There are those moments in the opening cut "Got My Mojo Working", and you hear those qualities throughout his new album.  

His originals are to be cherished. My favorite is the direct statement he makes in "I Thank God Everyday" (And my woman late at night) -and the good times he injects with his fullness of voice and his playing in "Guilty of Boogie".  

Hirsch doesn't confine himself to performing in his own state. He just returned from an international guitar festival in Zihuatanejo,Mexico, and later this month he's off to a blues gathering in West Virginia.  

Catch him while you can.  

David Steinberg - Journal Venue - July 2009

GOOGLE SEARCH: CATEGORY - MUSIC BY BEN (MAY 22- 2013)

Compelled to Play- the latest album from guitarist, songwriter and singer finds an album recorded as live, and is a mixture of his songs and some well chosen covers.  

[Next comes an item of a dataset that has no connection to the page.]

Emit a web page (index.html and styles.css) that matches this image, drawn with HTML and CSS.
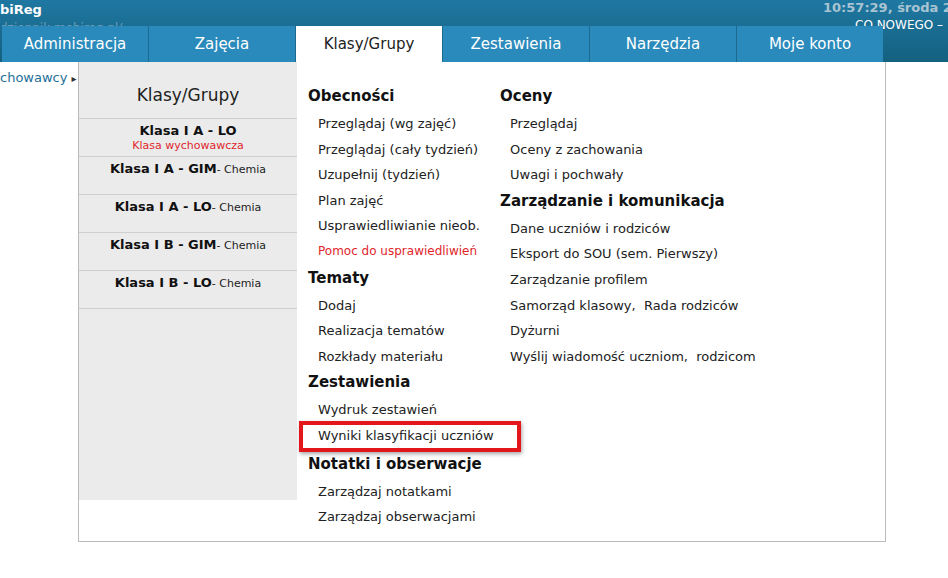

Many of the covers are vastly different to the originals. "Got my Mojo Working" and "Walking Blues" are recordings that sound haunting, both in the guitar motifs, that look beyond the pentatonic licks and three chords of the originals and vocals that sound both haunted and resigned. "Baby Please don't go" takes it down to basics, and growly vocals, whilst "Mystery Train" takes away the rockabilly bonhomie of Elvis's version, and replaces it with a train like acoustic guitar part, and that same haunted vocal timbre.  

As well as these cover versions, the album contains many of Hirsch's original, from the playful boogie woogie stomp of "Guilty of Boogie" to "Thank God everyday (and woman late at night)" to the short vignette of "This Here Woman". The album is finished by the solo guitar instrumental of "Lovin' so Long" which contains a clean playing style with a sympathetic, self contained guitar backing.  

This album will take a while to get used to. For those of us that are used to hearing "Got My mojo Working" or "Baby Please Don't Go" with drums, bass, and two guitars, or "Walking Blues" as a Slide Guitar song these are entirely different versions, but if you look past these differences, this album offers a lot of good guitar playing, good songs, and performances and it rewards repeated listening.